_Material provided_.
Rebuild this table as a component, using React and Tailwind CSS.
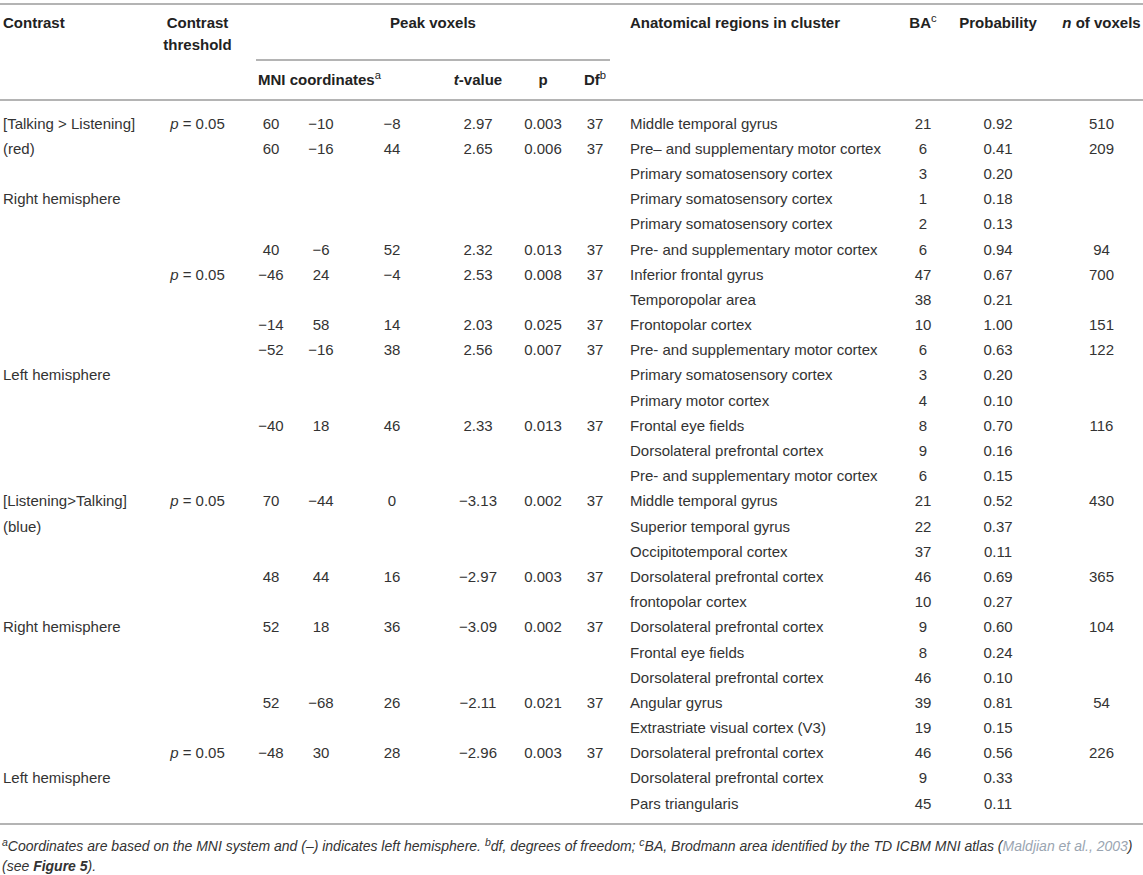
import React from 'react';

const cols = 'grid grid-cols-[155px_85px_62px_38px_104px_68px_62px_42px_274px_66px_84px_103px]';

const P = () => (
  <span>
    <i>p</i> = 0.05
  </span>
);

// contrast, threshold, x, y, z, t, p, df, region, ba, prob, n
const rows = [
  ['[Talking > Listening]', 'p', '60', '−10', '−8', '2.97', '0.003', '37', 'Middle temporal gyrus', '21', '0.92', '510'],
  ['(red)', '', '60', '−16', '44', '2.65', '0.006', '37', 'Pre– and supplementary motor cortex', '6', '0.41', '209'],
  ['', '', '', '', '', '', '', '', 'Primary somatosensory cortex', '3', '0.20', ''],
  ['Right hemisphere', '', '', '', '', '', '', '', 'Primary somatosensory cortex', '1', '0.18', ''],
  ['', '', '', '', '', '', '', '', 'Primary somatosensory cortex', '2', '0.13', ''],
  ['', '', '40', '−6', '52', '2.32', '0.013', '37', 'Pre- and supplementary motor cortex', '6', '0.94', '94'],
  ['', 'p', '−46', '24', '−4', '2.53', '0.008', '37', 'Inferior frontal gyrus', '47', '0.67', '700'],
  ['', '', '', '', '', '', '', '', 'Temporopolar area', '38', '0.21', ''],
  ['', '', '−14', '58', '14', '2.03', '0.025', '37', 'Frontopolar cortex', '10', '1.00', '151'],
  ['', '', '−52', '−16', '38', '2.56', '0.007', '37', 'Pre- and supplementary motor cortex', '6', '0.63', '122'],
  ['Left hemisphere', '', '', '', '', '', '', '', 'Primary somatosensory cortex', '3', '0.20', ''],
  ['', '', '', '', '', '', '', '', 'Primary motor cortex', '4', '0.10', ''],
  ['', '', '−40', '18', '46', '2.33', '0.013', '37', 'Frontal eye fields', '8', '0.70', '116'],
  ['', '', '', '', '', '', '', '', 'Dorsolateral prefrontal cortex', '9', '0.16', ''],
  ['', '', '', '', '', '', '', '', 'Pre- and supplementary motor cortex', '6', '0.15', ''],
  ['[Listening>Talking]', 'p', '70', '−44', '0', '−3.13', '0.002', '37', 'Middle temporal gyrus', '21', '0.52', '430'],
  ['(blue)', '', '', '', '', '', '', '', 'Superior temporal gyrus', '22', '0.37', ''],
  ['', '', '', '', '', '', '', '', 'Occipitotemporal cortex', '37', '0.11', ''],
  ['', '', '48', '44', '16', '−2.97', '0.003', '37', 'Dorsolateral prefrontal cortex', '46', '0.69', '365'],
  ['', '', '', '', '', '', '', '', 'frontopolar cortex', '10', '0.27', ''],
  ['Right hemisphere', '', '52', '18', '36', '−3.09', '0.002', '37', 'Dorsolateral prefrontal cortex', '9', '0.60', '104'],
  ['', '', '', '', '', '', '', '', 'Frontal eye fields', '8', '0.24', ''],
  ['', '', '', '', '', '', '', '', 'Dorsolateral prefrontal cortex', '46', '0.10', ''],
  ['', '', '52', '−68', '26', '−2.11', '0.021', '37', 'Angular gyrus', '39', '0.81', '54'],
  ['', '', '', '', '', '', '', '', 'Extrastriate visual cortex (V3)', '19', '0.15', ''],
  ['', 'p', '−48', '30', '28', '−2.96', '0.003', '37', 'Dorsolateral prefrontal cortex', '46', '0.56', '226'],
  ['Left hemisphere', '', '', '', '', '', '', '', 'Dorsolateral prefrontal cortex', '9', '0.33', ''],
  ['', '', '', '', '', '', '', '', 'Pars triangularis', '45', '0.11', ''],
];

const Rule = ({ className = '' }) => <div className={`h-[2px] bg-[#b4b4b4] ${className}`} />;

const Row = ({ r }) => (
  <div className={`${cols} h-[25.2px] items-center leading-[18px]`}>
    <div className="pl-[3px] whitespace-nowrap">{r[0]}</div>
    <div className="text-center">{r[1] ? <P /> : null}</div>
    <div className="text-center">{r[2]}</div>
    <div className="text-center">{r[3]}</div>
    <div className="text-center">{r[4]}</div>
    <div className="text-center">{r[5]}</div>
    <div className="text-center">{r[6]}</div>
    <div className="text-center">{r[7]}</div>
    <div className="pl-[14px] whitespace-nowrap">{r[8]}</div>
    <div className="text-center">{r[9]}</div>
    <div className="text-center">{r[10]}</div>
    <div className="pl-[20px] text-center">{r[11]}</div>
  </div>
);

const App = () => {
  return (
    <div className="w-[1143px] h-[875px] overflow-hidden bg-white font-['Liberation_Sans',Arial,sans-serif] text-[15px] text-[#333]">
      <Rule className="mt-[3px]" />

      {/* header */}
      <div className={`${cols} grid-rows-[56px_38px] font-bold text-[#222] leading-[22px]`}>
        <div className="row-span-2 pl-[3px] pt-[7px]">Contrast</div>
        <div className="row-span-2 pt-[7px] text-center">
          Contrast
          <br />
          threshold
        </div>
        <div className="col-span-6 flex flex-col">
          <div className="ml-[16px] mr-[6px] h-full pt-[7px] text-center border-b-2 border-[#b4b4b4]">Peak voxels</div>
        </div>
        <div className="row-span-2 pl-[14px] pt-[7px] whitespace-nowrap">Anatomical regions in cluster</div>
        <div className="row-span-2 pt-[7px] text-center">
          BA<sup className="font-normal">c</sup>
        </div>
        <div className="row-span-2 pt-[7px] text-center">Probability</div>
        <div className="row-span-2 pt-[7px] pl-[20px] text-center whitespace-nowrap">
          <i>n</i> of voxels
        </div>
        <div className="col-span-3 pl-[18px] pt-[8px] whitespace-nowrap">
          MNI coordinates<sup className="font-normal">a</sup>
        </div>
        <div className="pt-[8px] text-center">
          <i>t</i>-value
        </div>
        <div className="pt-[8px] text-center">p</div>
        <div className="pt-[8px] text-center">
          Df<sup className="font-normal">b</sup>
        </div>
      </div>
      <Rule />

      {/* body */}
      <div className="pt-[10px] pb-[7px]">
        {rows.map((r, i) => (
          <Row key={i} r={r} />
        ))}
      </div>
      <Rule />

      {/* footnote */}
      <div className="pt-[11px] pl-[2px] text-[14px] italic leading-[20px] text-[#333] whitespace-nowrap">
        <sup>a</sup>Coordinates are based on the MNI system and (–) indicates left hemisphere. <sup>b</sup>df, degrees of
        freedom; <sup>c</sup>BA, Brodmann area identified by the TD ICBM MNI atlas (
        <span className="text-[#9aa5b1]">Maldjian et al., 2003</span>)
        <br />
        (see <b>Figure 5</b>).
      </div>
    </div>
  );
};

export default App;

_Directive_.
Among the lines of the data above, count those holding "React" and state only the number.

_Response_.
2